*EXERCISE DIRECTIONS*:
For each line below that includes the word "React", make a copy.

*DATA SECTION*:
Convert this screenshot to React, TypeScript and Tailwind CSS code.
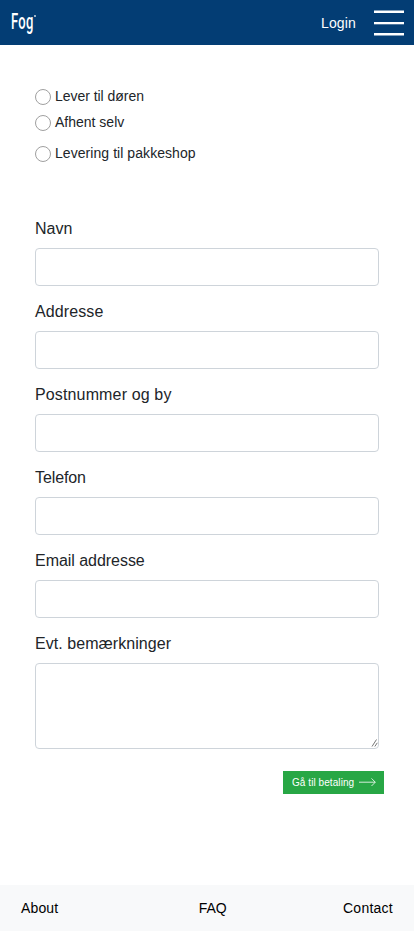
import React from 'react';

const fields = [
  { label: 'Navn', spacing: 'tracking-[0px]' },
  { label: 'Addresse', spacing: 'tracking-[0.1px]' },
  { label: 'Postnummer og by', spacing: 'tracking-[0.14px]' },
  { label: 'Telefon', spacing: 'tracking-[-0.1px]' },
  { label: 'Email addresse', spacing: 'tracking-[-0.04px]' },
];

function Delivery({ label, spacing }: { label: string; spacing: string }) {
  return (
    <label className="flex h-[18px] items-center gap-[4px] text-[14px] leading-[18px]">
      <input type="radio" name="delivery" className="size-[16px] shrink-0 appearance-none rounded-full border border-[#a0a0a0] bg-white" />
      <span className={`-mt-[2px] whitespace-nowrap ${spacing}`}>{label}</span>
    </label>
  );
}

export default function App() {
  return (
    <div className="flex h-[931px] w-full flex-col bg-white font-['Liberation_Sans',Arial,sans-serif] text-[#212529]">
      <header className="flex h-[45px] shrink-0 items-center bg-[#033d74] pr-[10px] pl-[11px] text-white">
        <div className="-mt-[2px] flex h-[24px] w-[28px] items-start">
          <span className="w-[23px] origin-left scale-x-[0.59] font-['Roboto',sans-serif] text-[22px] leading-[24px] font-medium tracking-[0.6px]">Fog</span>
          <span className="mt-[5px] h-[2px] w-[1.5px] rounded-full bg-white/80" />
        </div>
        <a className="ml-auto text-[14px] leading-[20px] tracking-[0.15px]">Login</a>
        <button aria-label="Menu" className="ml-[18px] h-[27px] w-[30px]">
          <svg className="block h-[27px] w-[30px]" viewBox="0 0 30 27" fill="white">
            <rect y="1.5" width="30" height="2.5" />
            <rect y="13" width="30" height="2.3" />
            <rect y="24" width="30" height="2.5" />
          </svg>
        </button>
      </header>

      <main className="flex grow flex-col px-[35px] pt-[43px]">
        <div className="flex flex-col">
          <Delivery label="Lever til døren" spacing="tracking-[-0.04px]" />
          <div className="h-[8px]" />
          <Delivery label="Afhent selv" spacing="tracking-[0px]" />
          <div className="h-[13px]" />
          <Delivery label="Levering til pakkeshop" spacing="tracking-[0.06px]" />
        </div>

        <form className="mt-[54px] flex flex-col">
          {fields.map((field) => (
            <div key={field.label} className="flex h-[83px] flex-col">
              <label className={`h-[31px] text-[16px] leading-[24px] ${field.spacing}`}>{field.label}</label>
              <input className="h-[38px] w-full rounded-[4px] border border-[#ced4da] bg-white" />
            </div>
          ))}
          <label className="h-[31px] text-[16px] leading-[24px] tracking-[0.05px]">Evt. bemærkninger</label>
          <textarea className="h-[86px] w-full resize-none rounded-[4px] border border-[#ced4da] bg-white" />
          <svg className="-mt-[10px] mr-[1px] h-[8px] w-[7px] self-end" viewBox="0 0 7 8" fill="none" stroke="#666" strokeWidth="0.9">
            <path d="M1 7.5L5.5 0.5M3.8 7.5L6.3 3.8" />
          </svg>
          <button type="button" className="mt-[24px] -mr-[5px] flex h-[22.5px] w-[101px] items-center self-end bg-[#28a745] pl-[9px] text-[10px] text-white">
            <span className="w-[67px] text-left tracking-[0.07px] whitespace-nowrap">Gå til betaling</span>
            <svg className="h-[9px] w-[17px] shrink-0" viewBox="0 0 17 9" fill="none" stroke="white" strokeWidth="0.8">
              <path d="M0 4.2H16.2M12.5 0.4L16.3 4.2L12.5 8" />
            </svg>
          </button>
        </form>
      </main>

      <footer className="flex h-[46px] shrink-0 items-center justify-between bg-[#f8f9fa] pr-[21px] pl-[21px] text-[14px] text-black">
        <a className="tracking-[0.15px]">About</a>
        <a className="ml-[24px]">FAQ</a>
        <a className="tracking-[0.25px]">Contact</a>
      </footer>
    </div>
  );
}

*SOLUTION TO THIS EXERCISE*:
Convert this screenshot to React, TypeScript and Tailwind CSS code.
import React from 'react';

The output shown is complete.